YOUR INSTRUCTIONS
Your task is to repeat all of the data exactly while excluding the pictures.

SUPPLIED INFORMATION
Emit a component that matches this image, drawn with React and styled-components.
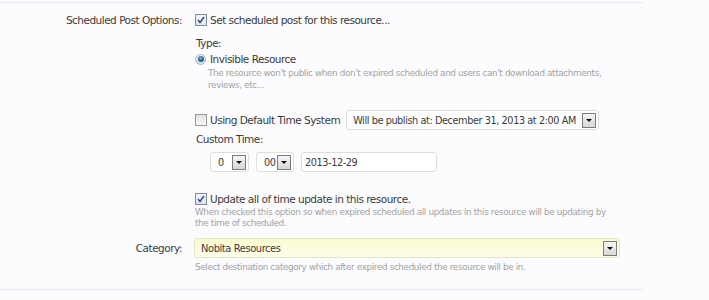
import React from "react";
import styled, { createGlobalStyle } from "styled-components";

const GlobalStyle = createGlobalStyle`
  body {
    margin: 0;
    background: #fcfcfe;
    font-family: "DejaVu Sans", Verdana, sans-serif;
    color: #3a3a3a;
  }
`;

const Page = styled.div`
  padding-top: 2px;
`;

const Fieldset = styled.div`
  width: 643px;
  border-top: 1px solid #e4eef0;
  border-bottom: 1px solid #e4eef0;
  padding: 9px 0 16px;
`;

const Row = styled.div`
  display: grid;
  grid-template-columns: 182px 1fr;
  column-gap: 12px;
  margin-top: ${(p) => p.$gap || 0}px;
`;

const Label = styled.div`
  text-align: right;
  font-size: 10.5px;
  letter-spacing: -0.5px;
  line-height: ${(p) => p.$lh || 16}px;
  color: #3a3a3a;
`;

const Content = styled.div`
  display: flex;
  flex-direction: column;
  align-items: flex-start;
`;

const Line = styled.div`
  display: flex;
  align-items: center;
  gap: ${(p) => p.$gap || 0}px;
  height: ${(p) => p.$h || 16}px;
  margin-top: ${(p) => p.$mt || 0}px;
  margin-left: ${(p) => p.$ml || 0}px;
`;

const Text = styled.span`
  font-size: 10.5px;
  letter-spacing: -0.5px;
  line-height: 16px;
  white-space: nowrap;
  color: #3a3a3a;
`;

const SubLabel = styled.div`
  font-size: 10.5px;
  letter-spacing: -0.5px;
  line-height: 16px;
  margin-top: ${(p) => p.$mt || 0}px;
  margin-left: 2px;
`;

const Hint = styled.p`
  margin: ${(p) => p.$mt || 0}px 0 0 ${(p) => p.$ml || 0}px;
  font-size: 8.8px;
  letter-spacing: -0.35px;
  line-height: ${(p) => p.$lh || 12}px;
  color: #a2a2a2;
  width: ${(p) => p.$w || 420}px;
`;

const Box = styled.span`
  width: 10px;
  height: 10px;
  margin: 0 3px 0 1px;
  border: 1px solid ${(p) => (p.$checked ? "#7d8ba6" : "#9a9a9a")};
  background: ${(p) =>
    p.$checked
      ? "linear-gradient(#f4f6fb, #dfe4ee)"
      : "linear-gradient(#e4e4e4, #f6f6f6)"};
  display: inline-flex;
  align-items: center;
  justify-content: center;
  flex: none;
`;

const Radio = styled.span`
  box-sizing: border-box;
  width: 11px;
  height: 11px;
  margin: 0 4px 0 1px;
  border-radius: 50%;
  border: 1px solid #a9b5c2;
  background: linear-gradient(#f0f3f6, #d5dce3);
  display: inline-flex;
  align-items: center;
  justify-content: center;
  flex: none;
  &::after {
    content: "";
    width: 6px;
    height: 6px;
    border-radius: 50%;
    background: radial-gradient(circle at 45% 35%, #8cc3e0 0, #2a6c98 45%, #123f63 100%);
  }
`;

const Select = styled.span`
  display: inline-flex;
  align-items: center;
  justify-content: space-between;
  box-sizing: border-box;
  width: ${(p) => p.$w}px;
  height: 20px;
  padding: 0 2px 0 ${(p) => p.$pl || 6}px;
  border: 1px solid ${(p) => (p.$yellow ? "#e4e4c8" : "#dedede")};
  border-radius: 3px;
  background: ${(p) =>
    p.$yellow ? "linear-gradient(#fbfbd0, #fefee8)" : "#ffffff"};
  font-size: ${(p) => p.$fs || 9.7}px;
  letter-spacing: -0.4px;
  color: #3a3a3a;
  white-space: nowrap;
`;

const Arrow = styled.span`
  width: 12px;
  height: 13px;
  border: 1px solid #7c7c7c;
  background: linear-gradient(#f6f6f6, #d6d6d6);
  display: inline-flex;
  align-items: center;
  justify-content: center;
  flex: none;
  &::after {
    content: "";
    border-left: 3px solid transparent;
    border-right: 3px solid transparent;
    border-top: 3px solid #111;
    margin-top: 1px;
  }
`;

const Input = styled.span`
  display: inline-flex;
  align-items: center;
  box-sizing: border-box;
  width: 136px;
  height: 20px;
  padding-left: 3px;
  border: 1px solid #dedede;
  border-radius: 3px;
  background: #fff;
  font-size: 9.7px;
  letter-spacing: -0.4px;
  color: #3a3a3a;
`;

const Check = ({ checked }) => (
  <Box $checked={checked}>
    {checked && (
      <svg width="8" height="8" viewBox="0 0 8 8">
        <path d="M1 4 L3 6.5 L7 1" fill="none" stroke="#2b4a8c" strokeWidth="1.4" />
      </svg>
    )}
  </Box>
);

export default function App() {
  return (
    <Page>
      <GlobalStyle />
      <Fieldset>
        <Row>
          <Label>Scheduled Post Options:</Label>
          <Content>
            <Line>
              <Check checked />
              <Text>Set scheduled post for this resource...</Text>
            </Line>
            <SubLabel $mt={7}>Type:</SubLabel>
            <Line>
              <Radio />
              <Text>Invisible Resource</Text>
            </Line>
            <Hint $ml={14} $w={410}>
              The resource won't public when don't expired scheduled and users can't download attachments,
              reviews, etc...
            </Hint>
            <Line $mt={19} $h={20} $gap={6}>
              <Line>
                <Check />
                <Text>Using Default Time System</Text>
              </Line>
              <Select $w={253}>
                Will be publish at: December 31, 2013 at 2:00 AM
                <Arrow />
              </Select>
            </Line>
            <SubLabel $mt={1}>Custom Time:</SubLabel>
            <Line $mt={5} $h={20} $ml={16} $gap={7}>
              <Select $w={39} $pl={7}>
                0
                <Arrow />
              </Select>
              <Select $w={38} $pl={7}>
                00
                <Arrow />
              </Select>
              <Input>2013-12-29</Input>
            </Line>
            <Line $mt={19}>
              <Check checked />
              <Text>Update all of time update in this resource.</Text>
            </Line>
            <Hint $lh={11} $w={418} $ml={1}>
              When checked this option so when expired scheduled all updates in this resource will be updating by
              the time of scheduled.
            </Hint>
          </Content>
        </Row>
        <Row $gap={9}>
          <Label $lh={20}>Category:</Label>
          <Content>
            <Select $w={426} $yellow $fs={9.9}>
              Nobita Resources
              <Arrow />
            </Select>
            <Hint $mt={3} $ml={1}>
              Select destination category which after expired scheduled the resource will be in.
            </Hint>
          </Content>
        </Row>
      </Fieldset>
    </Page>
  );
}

SOLUTION FOR THIS PROBLEM
Emit a component that matches this image, drawn with React and styled-components.
import React from "react";
import styled, { createGlobalStyle } from "styled-components";

const GlobalStyle = createGlobalStyle`
  body {
    margin: 0;
    background: #fcfcfe;
    font-family: "DejaVu Sans", Verdana, sans-serif;
    color: #3a3a3a;
  }
`;

const Page = styled.div`
  padding-top: 2px;
`;

const Fieldset = styled.div`
  width: 643px;
  border-top: 1px solid #e4eef0;
  border-bottom: 1px solid #e4eef0;
  padding: 9px 0 16px;
`;

const Row = styled.div`
  display: grid;
  grid-template-columns: 182px 1fr;
  column-gap: 12px;
  margin-top: ${(p) => p.$gap || 0}px;
`;

const Label = styled.div`
  text-align: right;
  font-size: 10.5px;
  letter-spacing: -0.5px;
  line-height: ${(p) => p.$lh || 16}px;
  color: #3a3a3a;
`;

const Content = styled.div`
  display: flex;
  flex-direction: column;
  align-items: flex-start;
`;

const Line = styled.div`
  display: flex;
  align-items: center;
  gap: ${(p) => p.$gap || 0}px;
  height: ${(p) => p.$h || 16}px;
  margin-top: ${(p) => p.$mt || 0}px;
  margin-left: ${(p) => p.$ml || 0}px;
`;

const Text = styled.span`
  font-size: 10.5px;
  letter-spacing: -0.5px;
  line-height: 16px;
  white-space: nowrap;
  color: #3a3a3a;
`;

const SubLabel = styled.div`
  font-size: 10.5px;
  letter-spacing: -0.5px;
  line-height: 16px;
  margin-top: ${(p) => p.$mt || 0}px;
  margin-left: 2px;
`;

const Hint = styled.p`
  margin: ${(p) => p.$mt || 0}px 0 0 ${(p) => p.$ml || 0}px;
  font-size: 8.8px;
  letter-spacing: -0.35px;
  line-height: ${(p) => p.$lh || 12}px;
  color: #a2a2a2;
  width: ${(p) => p.$w || 420}px;
`;

const Box = styled.span`
  width: 10px;
  height: 10px;
  margin: 0 3px 0 1px;
  border: 1px solid ${(p) => (p.$checked ? "#7d8ba6" : "#9a9a9a")};
  background: ${(p) =>
    p.$checked
      ? "linear-gradient(#f4f6fb, #dfe4ee)"
      : "linear-gradient(#e4e4e4, #f6f6f6)"};
  display: inline-flex;
  align-items: center;
  justify-content: center;
  flex: none;
`;

const Radio = styled.span`
  box-sizing: border-box;
  width: 11px;
  height: 11px;
  margin: 0 4px 0 1px;
  border-radius: 50%;
  border: 1px solid #a9b5c2;
  background: linear-gradient(#f0f3f6, #d5dce3);
  display: inline-flex;
  align-items: center;
  justify-content: center;
  flex: none;
  &::after {
    content: "";
    width: 6px;
    height: 6px;
    border-radius: 50%;
    background: radial-gradient(circle at 45% 35%, #8cc3e0 0, #2a6c98 45%, #123f63 100%);
  }
`;

const Select = styled.span`
  display: inline-flex;
  align-items: center;
  justify-content: space-between;
  box-sizing: border-box;
  width: ${(p) => p.$w}px;
  height: 20px;
  padding: 0 2px 0 ${(p) => p.$pl || 6}px;
  border: 1px solid ${(p) => (p.$yellow ? "#e4e4c8" : "#dedede")};
  border-radius: 3px;
  background: ${(p) =>
    p.$yellow ? "linear-gradient(#fbfbd0, #fefee8)" : "#ffffff"};
  font-size: ${(p) => p.$fs || 9.7}px;
  letter-spacing: -0.4px;
  color: #3a3a3a;
  white-space: nowrap;
`;

const Arrow = styled.span`
  width: 12px;
  height: 13px;
  border: 1px solid #7c7c7c;
  background: linear-gradient(#f6f6f6, #d6d6d6);
  display: inline-flex;
  align-items: center;
  justify-content: center;
  flex: none;
  &::after {
    content: "";
    border-left: 3px solid transparent;
    border-right: 3px solid transparent;
    border-top: 3px solid #111;
    margin-top: 1px;
  }
`;

const Input = styled.span`
  display: inline-flex;
  align-items: center;
  box-sizing: border-box;
  width: 136px;
  height: 20px;
  padding-left: 3px;
  border: 1px solid #dedede;
  border-radius: 3px;
  background: #fff;
  font-size: 9.7px;
  letter-spacing: -0.4px;
  color: #3a3a3a;
`;

const Check = ({ checked }) => (
  <Box $checked={checked}>
    {checked && (
      <svg width="8" height="8" viewBox="0 0 8 8">
        <path d="M1 4 L3 6.5 L7 1" fill="none" stroke="#2b4a8c" strokeWidth="1.4" />
      </svg>
    )}
  </Box>
);

export default function App() {
  return (
    <Page>
      <GlobalStyle />
      <Fieldset>
        <Row>
          <Label>Scheduled Post Options:</Label>
          <Content>
            <Line>
              <Check checked />
              <Text>Set scheduled post for this resource...</Text>
            </Line>
            <SubLabel $mt={7}>Type:</SubLabel>
            <Line>
              <Radio />
              <Text>Invisible Resource</Text>
            </Line>
            <Hint $ml={14} $w={410}>
              The resource won't public when don't expired scheduled and users can't download attachments,
              reviews, etc...
            </Hint>
            <Line $mt={19} $h={20} $gap={6}>
              <Line>
                <Check />
                <Text>Using Default Time System</Text>
              </Line>
              <Select $w={253}>
                Will be publish at: December 31, 2013 at 2:00 AM
                <Arrow />
              </Select>
            </Line>
            <SubLabel $mt={1}>Custom Time:</SubLabel>
            <Line $mt={5} $h={20} $ml={16} $gap={7}>
              <Select $w={39} $pl={7}>
                0
                <Arrow />
              </Select>
              <Select $w={38} $pl={7}>
                00
                <Arrow />
              </Select>
              <Input>2013-12-29</Input>
            </Line>
            <Line $mt={19}>
              <Check checked />
              <Text>Update all of time update in this resource.</Text>
            </Line>
            <Hint $lh={11} $w={418} $ml={1}>
              When checked this option so when expired scheduled all updates in this resource will be updating by
              the time of scheduled.
            </Hint>
          </Content>
        </Row>
        <Row $gap={9}>
          <Label $lh={20}>Category:</Label>
          <Content>
            <Select $w={426} $yellow $fs={9.9}>
              Nobita Resources
              <Arrow />
            </Select>
            <Hint $mt={3} $ml={1}>
              Select destination category which after expired scheduled the resource will be in.
            </Hint>
          </Content>
        </Row>
      </Fieldset>
    </Page>
  );
}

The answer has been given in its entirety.